══ SUPPLIED MATERIAL

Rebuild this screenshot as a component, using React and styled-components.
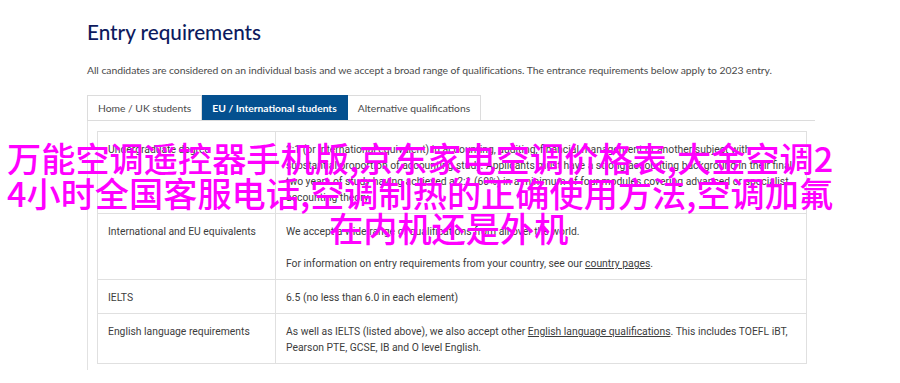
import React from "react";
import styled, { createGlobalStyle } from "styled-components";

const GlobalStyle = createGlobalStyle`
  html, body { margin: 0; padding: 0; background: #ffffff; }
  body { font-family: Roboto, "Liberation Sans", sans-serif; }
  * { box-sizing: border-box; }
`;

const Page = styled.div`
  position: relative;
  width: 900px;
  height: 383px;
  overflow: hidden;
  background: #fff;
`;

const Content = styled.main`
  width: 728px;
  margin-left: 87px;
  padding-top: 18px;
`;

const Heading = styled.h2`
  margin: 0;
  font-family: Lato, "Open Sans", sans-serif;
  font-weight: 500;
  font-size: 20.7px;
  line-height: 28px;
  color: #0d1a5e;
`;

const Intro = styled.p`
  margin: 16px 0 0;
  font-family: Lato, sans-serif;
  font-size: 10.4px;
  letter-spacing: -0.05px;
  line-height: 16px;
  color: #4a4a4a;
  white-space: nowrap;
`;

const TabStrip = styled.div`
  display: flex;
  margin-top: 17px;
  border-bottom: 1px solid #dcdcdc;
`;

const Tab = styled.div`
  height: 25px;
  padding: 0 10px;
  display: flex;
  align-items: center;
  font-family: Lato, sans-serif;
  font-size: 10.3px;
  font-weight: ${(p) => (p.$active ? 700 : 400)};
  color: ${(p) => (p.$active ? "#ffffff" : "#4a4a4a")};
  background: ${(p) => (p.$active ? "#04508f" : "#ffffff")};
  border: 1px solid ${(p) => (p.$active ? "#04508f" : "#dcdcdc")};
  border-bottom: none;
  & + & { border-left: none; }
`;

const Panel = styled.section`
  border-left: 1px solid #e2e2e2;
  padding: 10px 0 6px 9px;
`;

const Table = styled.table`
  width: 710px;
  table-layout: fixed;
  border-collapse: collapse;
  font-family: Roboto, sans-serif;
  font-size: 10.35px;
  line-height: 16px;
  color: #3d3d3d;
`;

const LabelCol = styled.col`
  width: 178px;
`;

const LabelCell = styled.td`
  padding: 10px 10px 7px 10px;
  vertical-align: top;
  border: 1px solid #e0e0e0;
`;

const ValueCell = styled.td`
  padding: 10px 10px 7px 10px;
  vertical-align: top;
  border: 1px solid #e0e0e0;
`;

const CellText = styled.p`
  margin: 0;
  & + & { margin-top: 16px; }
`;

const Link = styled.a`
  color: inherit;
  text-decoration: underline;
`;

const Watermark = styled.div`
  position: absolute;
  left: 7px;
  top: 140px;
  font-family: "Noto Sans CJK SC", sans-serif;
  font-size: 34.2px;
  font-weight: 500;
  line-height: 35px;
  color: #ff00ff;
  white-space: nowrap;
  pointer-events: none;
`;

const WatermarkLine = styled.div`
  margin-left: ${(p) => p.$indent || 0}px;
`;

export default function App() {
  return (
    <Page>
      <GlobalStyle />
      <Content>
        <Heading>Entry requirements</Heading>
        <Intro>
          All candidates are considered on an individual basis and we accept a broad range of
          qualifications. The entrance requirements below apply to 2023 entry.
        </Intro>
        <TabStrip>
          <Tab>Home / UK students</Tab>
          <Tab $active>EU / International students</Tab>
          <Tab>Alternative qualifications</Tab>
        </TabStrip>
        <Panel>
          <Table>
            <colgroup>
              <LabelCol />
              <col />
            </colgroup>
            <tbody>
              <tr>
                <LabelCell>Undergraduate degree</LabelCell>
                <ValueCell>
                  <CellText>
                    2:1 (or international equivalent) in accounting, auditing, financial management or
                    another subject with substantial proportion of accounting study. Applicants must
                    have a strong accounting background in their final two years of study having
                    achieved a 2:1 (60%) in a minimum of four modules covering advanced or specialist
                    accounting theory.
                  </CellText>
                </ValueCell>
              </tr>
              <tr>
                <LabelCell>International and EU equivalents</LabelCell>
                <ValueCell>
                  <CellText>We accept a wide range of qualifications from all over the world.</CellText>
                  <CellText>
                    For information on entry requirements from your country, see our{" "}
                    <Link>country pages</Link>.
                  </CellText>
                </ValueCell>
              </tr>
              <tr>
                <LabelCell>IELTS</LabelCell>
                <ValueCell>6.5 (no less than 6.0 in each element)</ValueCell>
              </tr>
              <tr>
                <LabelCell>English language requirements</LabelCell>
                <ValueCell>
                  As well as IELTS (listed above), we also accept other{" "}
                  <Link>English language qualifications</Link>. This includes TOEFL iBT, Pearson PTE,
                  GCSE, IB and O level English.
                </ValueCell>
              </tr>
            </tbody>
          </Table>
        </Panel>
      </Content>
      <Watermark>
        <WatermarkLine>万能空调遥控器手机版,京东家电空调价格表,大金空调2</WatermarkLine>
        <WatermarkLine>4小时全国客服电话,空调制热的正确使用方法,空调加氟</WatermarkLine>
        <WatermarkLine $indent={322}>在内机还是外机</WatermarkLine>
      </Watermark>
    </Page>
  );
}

════

Copy all the data exactly as written, but skip any picture.

Rebuild this screenshot as a component, using React and styled-components.
import React from "react";
import styled, { createGlobalStyle } from "styled-components";

const GlobalStyle = createGlobalStyle`
  html, body { margin: 0; padding: 0; background: #ffffff; }
  body { font-family: Roboto, "Liberation Sans", sans-serif; }
  * { box-sizing: border-box; }
`;

const Page = styled.div`
  position: relative;
  width: 900px;
  height: 383px;
  overflow: hidden;
  background: #fff;
`;

const Content = styled.main`
  width: 728px;
  margin-left: 87px;
  padding-top: 18px;
`;

const Heading = styled.h2`
  margin: 0;
  font-family: Lato, "Open Sans", sans-serif;
  font-weight: 500;
  font-size: 20.7px;
  line-height: 28px;
  color: #0d1a5e;
`;

const Intro = styled.p`
  margin: 16px 0 0;
  font-family: Lato, sans-serif;
  font-size: 10.4px;
  letter-spacing: -0.05px;
  line-height: 16px;
  color: #4a4a4a;
  white-space: nowrap;
`;

const TabStrip = styled.div`
  display: flex;
  margin-top: 17px;
  border-bottom: 1px solid #dcdcdc;
`;

const Tab = styled.div`
  height: 25px;
  padding: 0 10px;
  display: flex;
  align-items: center;
  font-family: Lato, sans-serif;
  font-size: 10.3px;
  font-weight: ${(p) => (p.$active ? 700 : 400)};
  color: ${(p) => (p.$active ? "#ffffff" : "#4a4a4a")};
  background: ${(p) => (p.$active ? "#04508f" : "#ffffff")};
  border: 1px solid ${(p) => (p.$active ? "#04508f" : "#dcdcdc")};
  border-bottom: none;
  & + & { border-left: none; }
`;

const Panel = styled.section`
  border-left: 1px solid #e2e2e2;
  padding: 10px 0 6px 9px;
`;

const Table = styled.table`
  width: 710px;
  table-layout: fixed;
  border-collapse: collapse;
  font-family: Roboto, sans-serif;
  font-size: 10.35px;
  line-height: 16px;
  color: #3d3d3d;
`;

const LabelCol = styled.col`
  width: 178px;
`;

const LabelCell = styled.td`
  padding: 10px 10px 7px 10px;
  vertical-align: top;
  border: 1px solid #e0e0e0;
`;

const ValueCell = styled.td`
  padding: 10px 10px 7px 10px;
  vertical-align: top;
  border: 1px solid #e0e0e0;
`;

const CellText = styled.p`
  margin: 0;
  & + & { margin-top: 16px; }
`;

const Link = styled.a`
  color: inherit;
  text-decoration: underline;
`;

const Watermark = styled.div`
  position: absolute;
  left: 7px;
  top: 140px;
  font-family: "Noto Sans CJK SC", sans-serif;
  font-size: 34.2px;
  font-weight: 500;
  line-height: 35px;
  color: #ff00ff;
  white-space: nowrap;
  pointer-events: none;
`;

const WatermarkLine = styled.div`
  margin-left: ${(p) => p.$indent || 0}px;
`;

export default function App() {
  return (
    <Page>
      <GlobalStyle />
      <Content>
        <Heading>Entry requirements</Heading>
        <Intro>
          All candidates are considered on an individual basis and we accept a broad range of
          qualifications. The entrance requirements below apply to 2023 entry.
        </Intro>
        <TabStrip>
          <Tab>Home / UK students</Tab>
          <Tab $active>EU / International students</Tab>
          <Tab>Alternative qualifications</Tab>
        </TabStrip>
        <Panel>
          <Table>
            <colgroup>
              <LabelCol />
              <col />
            </colgroup>
            <tbody>
              <tr>
                <LabelCell>Undergraduate degree</LabelCell>
                <ValueCell>
                  <CellText>
                    2:1 (or international equivalent) in accounting, auditing, financial management or
                    another subject with substantial proportion of accounting study. Applicants must
                    have a strong accounting background in their final two years of study having
                    achieved a 2:1 (60%) in a minimum of four modules covering advanced or specialist
                    accounting theory.
                  </CellText>
                </ValueCell>
              </tr>
              <tr>
                <LabelCell>International and EU equivalents</LabelCell>
                <ValueCell>
                  <CellText>We accept a wide range of qualifications from all over the world.</CellText>
                  <CellText>
                    For information on entry requirements from your country, see our{" "}
                    <Link>country pages</Link>.
                  </CellText>
                </ValueCell>
              </tr>
              <tr>
                <LabelCell>IELTS</LabelCell>
                <ValueCell>6.5 (no less than 6.0 in each element)</ValueCell>
              </tr>
              <tr>
                <LabelCell>English language requirements</LabelCell>
                <ValueCell>
                  As well as IELTS (listed above), we also accept other{" "}
                  <Link>English language qualifications</Link>. This includes TOEFL iBT, Pearson PTE,
                  GCSE, IB and O level English.
                </ValueCell>
              </tr>
            </tbody>
          </Table>
        </Panel>
      </Content>
      <Watermark>
        <WatermarkLine>万能空调遥控器手机版,京东家电空调价格表,大金空调2</WatermarkLine>
        <WatermarkLine>4小时全国客服电话,空调制热的正确使用方法,空调加氟</WatermarkLine>
        <WatermarkLine $indent={322}>在内机还是外机</WatermarkLine>
      </Watermark>
    </Page>
  );
}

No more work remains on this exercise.